(Exercise description): Retype verbatim only the lines below, starting at the one that contains "Output the component" and ending at the one that contains "const footerNav = ['Statistics', 'Info'];". Pictures are excluded from the copy.

Records:

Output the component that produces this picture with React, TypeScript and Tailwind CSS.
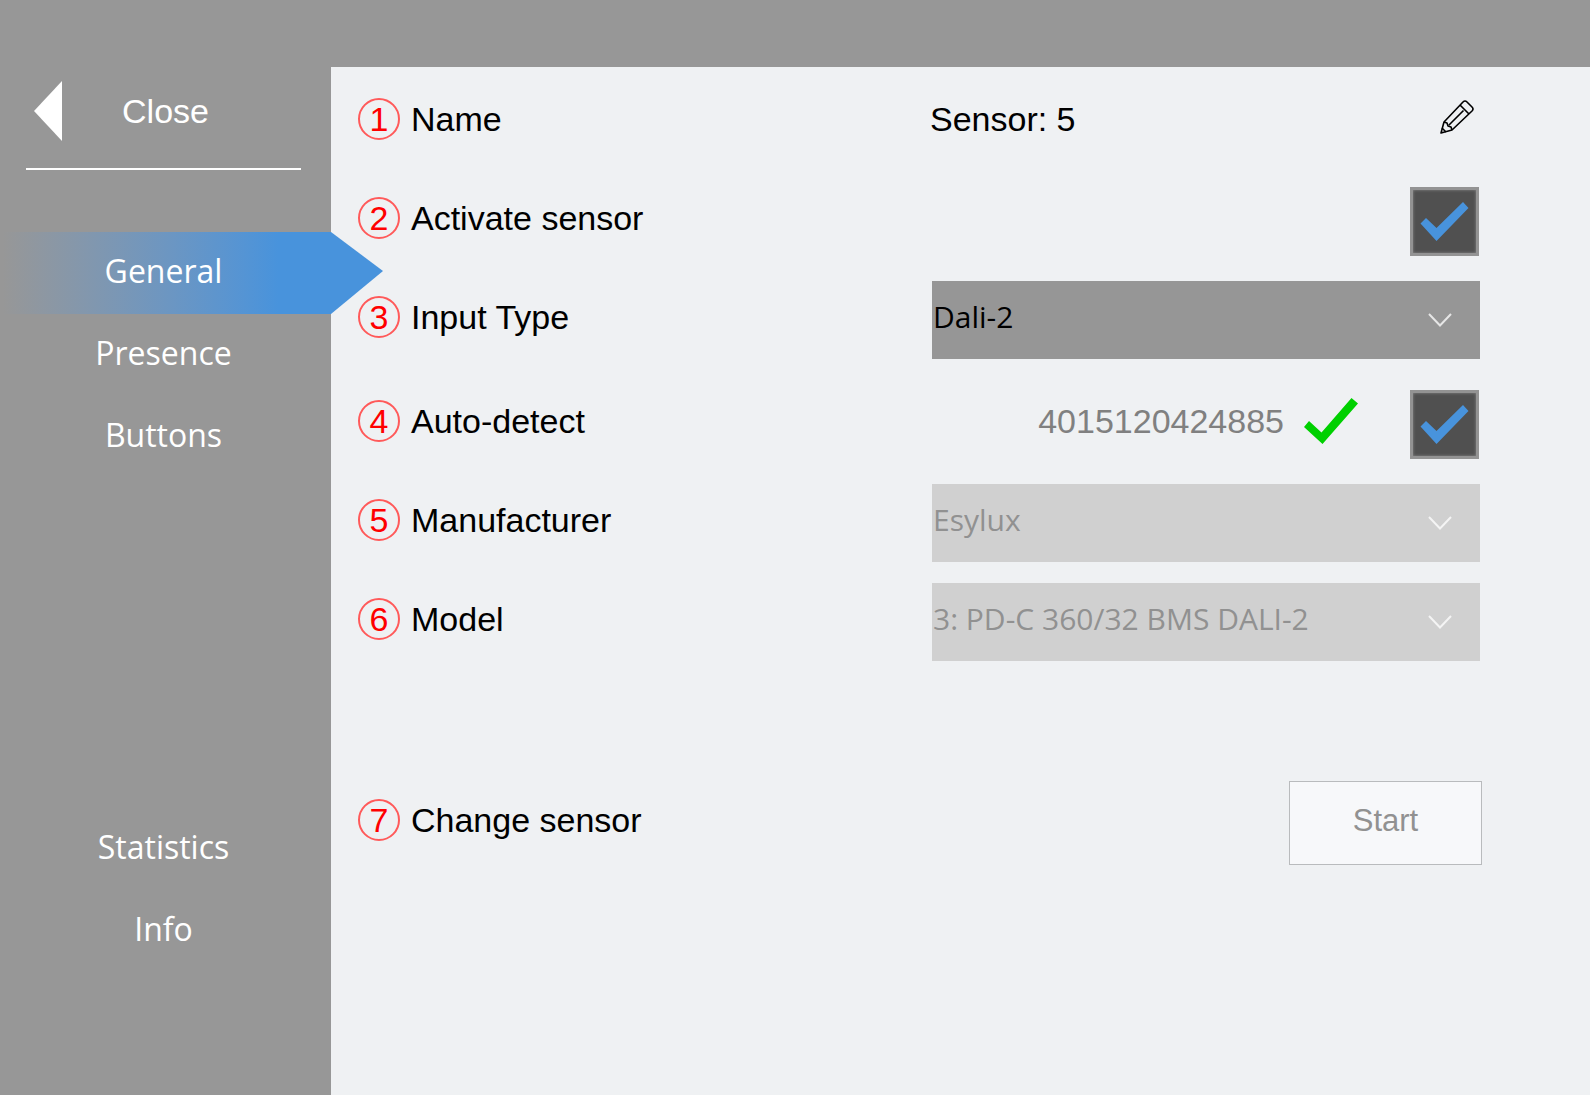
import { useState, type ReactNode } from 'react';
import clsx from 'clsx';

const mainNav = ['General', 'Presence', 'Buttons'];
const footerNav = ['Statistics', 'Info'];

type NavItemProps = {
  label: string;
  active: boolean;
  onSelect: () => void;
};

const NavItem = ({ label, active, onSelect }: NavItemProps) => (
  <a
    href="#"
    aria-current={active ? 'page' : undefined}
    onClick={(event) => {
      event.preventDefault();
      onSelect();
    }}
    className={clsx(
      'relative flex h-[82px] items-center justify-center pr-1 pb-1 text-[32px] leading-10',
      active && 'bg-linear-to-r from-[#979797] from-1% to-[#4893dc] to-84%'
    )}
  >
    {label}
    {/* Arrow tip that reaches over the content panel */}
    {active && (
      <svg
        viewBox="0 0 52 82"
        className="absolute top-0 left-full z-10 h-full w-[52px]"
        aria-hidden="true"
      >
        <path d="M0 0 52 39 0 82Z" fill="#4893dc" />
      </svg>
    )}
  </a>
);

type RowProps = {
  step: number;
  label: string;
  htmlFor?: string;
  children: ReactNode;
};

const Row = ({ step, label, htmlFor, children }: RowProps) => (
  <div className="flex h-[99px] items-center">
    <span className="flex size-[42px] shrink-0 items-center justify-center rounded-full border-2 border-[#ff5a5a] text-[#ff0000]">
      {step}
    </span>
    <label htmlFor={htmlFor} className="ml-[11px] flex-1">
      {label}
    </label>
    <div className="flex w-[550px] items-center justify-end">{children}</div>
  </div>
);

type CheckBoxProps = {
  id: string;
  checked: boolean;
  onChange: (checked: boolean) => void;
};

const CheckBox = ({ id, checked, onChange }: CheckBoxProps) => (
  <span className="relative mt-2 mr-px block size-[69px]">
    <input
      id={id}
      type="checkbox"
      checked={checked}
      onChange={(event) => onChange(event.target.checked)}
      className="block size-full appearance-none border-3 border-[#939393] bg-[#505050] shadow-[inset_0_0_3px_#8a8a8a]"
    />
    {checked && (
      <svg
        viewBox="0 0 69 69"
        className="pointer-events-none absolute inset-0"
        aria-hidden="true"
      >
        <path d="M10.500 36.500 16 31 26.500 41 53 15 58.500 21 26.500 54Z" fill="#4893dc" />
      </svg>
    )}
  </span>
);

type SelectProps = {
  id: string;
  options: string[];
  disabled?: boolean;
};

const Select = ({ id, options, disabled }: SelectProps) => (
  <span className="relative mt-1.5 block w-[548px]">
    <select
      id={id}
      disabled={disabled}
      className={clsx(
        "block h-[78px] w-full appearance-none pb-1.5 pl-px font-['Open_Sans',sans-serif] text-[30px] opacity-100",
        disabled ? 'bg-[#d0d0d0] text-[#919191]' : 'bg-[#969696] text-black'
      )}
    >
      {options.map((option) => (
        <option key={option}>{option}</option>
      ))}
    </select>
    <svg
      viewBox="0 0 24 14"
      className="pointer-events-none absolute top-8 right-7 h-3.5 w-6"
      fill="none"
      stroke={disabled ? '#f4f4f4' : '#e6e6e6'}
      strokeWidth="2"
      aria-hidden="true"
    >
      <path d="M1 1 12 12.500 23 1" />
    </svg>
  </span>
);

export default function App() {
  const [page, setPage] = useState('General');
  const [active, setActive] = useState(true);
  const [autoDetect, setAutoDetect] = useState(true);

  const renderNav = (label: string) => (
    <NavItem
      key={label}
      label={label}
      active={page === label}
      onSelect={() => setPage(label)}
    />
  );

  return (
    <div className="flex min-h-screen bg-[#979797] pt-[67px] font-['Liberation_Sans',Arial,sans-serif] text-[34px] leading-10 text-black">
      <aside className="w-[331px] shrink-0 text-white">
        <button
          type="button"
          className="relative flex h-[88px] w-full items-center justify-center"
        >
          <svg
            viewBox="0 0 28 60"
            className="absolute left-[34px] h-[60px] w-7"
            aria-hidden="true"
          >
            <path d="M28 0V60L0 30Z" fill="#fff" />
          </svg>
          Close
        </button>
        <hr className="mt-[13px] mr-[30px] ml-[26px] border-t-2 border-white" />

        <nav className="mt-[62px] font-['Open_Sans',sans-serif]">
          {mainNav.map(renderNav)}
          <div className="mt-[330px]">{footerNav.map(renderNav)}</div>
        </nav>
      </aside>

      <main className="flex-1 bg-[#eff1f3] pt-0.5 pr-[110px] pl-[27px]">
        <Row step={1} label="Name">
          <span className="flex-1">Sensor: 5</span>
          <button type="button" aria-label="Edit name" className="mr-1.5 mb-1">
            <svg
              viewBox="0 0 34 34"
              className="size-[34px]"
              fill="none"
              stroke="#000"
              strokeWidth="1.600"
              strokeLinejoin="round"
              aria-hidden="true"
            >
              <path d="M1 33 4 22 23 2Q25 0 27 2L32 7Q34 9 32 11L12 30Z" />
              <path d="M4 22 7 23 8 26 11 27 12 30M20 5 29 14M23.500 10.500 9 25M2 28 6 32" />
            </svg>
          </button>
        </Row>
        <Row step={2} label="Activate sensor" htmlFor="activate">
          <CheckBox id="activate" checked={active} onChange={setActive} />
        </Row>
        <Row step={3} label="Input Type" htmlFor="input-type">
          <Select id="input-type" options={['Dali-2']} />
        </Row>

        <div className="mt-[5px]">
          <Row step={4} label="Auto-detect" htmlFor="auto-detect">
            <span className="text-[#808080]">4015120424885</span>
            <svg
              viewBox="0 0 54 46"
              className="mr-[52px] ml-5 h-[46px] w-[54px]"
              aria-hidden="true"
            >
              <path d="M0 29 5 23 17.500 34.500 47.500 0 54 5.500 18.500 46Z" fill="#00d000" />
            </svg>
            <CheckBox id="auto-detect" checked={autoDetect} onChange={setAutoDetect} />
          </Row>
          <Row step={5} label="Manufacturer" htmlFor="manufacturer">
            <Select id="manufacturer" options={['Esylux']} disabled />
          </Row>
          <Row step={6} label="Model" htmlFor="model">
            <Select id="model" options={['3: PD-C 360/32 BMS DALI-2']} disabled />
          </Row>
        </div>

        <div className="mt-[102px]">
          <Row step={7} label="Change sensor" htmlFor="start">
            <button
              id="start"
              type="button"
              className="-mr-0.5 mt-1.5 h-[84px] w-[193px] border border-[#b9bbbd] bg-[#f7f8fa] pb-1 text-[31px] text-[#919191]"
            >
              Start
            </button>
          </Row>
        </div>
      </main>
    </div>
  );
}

* * *

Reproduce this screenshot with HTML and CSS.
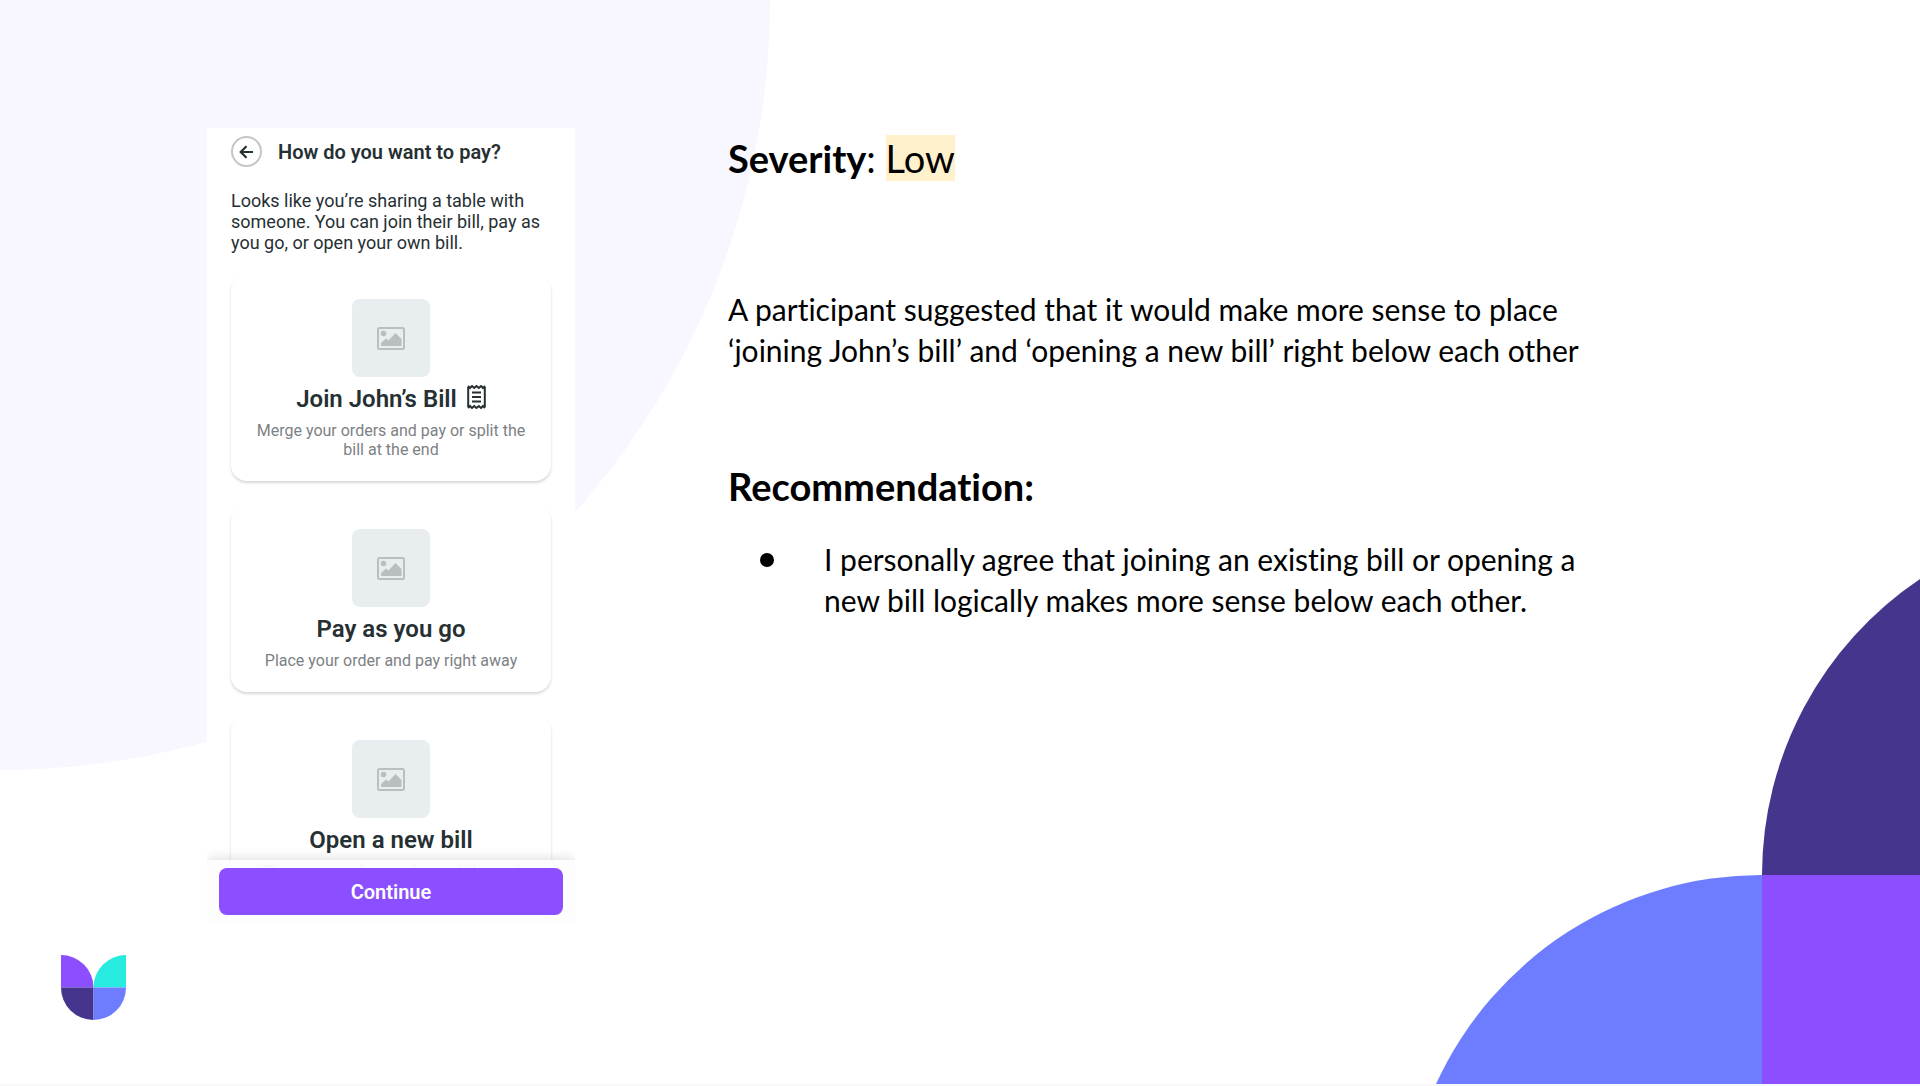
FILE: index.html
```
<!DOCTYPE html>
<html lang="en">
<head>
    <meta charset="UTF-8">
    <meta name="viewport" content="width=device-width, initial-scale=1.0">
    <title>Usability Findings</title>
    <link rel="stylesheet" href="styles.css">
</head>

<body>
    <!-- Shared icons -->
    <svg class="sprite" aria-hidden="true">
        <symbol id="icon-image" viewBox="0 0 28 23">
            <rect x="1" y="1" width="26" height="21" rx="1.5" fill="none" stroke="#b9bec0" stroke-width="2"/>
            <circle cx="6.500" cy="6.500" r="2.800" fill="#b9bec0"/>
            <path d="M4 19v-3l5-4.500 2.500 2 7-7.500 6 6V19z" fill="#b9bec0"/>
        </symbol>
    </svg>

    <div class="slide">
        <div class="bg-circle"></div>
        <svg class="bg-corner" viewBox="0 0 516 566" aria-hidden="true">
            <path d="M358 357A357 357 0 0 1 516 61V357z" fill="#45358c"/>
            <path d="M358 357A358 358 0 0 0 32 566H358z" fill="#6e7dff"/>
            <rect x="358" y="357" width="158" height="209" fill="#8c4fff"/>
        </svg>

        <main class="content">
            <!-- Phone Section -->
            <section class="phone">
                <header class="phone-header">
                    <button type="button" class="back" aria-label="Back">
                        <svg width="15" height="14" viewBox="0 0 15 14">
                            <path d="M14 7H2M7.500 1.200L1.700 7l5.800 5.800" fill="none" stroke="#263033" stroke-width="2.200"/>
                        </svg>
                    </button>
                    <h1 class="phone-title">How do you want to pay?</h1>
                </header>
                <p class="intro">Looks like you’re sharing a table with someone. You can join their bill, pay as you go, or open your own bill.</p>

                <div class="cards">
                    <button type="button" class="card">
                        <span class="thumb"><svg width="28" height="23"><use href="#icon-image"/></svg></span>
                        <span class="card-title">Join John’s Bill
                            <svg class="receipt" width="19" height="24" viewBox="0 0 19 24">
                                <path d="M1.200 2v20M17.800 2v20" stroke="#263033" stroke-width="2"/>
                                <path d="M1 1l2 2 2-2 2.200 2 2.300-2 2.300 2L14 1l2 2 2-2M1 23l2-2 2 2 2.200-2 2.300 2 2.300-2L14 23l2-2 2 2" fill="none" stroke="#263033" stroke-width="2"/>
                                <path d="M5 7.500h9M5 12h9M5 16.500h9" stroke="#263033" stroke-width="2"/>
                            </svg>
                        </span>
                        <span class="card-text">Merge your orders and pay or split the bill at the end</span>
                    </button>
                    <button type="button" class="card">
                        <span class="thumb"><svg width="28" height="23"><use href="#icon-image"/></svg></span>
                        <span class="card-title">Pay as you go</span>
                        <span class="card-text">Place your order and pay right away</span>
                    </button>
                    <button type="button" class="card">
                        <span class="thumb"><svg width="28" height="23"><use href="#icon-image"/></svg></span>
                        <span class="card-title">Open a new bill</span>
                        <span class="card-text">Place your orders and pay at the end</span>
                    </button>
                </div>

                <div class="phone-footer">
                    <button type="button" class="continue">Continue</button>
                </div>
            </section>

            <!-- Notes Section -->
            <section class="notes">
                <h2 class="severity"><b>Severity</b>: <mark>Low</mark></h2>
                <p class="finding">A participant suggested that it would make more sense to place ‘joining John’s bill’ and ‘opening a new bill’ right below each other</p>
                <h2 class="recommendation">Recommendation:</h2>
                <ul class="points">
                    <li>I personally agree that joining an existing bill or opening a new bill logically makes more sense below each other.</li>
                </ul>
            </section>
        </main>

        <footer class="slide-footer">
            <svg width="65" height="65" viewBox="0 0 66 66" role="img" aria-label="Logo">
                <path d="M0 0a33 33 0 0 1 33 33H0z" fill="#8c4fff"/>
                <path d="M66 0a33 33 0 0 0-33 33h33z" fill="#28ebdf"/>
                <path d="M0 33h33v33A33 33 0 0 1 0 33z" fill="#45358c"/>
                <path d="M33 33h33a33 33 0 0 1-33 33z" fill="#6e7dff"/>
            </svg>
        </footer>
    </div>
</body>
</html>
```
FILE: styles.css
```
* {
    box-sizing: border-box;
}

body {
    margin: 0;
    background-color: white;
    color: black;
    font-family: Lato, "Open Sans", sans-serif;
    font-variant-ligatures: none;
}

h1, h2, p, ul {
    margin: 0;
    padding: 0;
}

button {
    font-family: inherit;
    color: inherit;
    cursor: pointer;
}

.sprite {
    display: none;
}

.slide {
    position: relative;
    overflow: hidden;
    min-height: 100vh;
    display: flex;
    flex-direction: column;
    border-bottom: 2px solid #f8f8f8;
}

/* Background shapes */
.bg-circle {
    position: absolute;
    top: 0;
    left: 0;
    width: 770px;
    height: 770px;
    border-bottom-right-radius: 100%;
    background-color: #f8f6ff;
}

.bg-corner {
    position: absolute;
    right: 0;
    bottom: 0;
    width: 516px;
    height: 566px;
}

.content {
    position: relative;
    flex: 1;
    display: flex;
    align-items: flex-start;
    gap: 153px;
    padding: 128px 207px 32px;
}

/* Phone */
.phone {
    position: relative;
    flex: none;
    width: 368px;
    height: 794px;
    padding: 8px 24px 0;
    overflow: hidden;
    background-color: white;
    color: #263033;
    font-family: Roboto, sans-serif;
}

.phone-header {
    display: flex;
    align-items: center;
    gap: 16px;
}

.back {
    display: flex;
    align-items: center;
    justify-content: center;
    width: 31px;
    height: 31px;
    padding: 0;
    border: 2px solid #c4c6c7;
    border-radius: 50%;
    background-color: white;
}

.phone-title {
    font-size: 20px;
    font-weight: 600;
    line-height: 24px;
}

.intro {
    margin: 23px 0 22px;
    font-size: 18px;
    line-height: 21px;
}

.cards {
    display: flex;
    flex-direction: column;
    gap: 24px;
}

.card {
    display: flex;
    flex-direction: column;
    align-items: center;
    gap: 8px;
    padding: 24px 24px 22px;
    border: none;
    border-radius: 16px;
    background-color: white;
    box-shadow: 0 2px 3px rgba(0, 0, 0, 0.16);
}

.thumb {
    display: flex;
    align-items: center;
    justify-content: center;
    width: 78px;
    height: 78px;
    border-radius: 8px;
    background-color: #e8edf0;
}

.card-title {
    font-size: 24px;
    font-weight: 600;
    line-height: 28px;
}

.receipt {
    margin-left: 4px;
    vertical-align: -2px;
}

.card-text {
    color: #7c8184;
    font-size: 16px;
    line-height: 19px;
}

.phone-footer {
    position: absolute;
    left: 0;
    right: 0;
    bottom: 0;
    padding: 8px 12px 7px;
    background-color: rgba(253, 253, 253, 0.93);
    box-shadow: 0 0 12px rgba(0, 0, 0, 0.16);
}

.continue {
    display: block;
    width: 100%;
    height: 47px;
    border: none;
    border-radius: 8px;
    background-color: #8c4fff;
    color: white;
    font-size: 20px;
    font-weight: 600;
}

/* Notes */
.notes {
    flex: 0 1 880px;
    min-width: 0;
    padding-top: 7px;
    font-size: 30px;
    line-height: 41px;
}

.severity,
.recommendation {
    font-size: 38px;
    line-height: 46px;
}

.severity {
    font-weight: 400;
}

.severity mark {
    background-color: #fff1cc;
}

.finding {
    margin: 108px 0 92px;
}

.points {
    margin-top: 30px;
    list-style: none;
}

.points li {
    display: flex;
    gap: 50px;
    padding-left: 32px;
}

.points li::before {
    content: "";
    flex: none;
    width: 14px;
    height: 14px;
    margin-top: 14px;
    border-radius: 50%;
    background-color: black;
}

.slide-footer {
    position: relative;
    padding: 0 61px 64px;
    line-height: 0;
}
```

(The answer):
Output the component that produces this picture with React, TypeScript and Tailwind CSS.
import { useState, type ReactNode } from 'react';
import clsx from 'clsx';

const mainNav = ['General', 'Presence', 'Buttons'];
const footerNav = ['Statistics', 'Info'];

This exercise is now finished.